There is a channel for users who are crazy in love, a channel for those wanting to relax, as well as a channel that plays hits from the ’90s.
But Park Su-man, 45, the CEO of Beatpacking Company who also developed the application, says the charm of the service is that users can “just commit themselves to the music without worrying about money or music selection.”
Relatively well-known in Korea’s IT community, Park took the industry by storm in 2007 when he developed the social networking service me2day.
Shortly after, he joined Naver, the country’s major web portal, and took the lead in developing Band, a mobile-based application service that has proven especially popular among the middle-aged set, many of whom are looking to reconnect with fellow alumni.
Park graduated from Myongji University with bachelor’s and master’s degrees in computer engineering and landed a job in 1995 at the country’s first Kosdaq listed company, Seoul System. For the past 20 years, he has continued to work in the country’s IT industry.
Park said he has enjoyed listening to music since he was a young boy, and as a high school student, he often dreamed of running his own record company. Once he entered college, he even formed a jazz band.
But it never seemed enough. Two years ago, as he neared his mid-40s, Park decided to leave his comfortable position at Naver to launch his own start-up that combined music and IT.

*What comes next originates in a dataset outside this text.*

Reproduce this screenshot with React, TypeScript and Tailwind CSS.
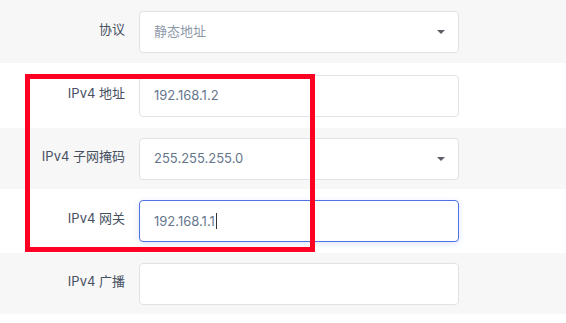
type Field = {
  label: string;
  value: string;
  select?: boolean;
  muted?: boolean;
  focused?: boolean;
  shade: boolean;
  h: string;
};

const fields: Field[] = [
  { label: '协议', value: '静态地址', select: true, muted: true, shade: true, h: 'h-[63px]' },
  { label: 'IPv4 地址', value: '192.168.1.2', shade: false, h: 'h-[65px]' },
  { label: 'IPv4 子网掩码', value: '255.255.255.0', select: true, shade: true, h: 'h-[61px]' },
  { label: 'IPv4 网关', value: '192.168.1.1', focused: true, shade: false, h: 'h-[64px]' },
  { label: 'IPv4 广播', value: '', shade: true, h: 'h-[61px]' },
];

const Row = ({ f }: { f: Field }) => (
  <div className={`flex items-center ${f.h} ${f.shade ? 'bg-[#f7f7f8]' : 'bg-white'}`}>
    <div className="w-[126px] -translate-y-[2px] pr-[1px] text-right text-[13px] text-[#46505f]">{f.label}</div>
    <div
      className={`ml-[13px] flex h-[42px] w-[320px] items-center rounded-[4px] border bg-white pl-[14px] pr-[13px] ${
        f.focused ? 'border-[#4f72e3] shadow-[0_2px_6px_rgba(79,114,227,0.18)]' : 'border-[#dfe3e8]'
      }`}
    >
      <span className={`flex-1 text-[13px] ${f.muted ? 'text-[#8e99a8]' : 'text-[#66768c]'}`}>
        {f.value}
        {f.focused && <span className="ml-[1px] inline-block h-[16px] w-[1px] translate-y-[3px] bg-[#333]" />}
      </span>
      {f.select && <span className="h-0 w-0 border-x-[4px] border-t-[4px] border-x-transparent border-t-[#5a5f66]" />}
    </div>
  </div>
);

export default function App() {
  return (
    <div
      className="relative h-[323px] w-[566px] overflow-hidden bg-white"
      style={{ fontFamily: 'Inter, "Noto Sans CJK SC", sans-serif' }}
    >
      {fields.map((f) => (
        <Row key={f.label} f={f} />
      ))}
      {/* red annotation box */}
      <div className="absolute left-[25px] top-[74px] h-[178px] w-[290px] border-[5px] border-[#fe0022]" />
    </div>
  );
}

“Among local start-up CEOs, I’m one of the oldest,” he said in a recent interview.
Beat’s rapid popularity most likely lies in the fact that the music is offered for free, though Park added that he fairly pays the artists and songwriters, not from users’ wallets, but from advertising revenue.
To hear more about Beat, the JoongAng Ilbo met with Park last week at his office in Bundang, Gyeonggi. The following are some excerpts from the interview:
Q. It seems like you’re on the frontlines of the music industry.
A. It’s the result of today’s mobile environment. People say Beat is a free service, but actually, from our point of view, it’s not. It’s a legal and appropriate system in which we pay for the music that users listen to through revenue we make from advertisements. The way we consume music has transformed from vinyl LPs to CDs, then to MP3 files and now to streaming. We should continue to find better ways to satisfy both consumers and providers.
Beat is like a radio on a smartphone.
That’s right. We first started off as a free radio service. There was a song popular in Korea about how the appearance of video killed the existence of radio [“Video Killed the Radio Star”], but thanks to the development of mobile phones, radio has been revived. We started off with 30 channels and now there are 60 - from the latest K-pop channel to the ’80s and ’90s channels, a channel you can listen to when you want to go to sleep, or a channel on which the DJs are popular artists like Yoon Jong-shin or Akdong Musician. There are also channels where users can re-listen to popular programs on national radio channels like “Bae Cheol-soo’s Radio Camp” and “Lee Hyun-woo’s Music Album.”
You can just re-listen to the radio program you want by going to its website but there’s no music. It skips all the ads and music and you can only listen to the narrations because the radio stations will have to pay additional royalties to the artists and songwriters if they include the songs in their re-listening services. The producers of the radio programs personally visited Beatpacking Company to ask if their programs could be included on our channel. This was something that I had never imagined when I first started the business. I believe this proves that Beat’s awareness has reached a certain level. Of course, the company pays the fees, including the music in those radio channels.
Did the business develop favorably from the start?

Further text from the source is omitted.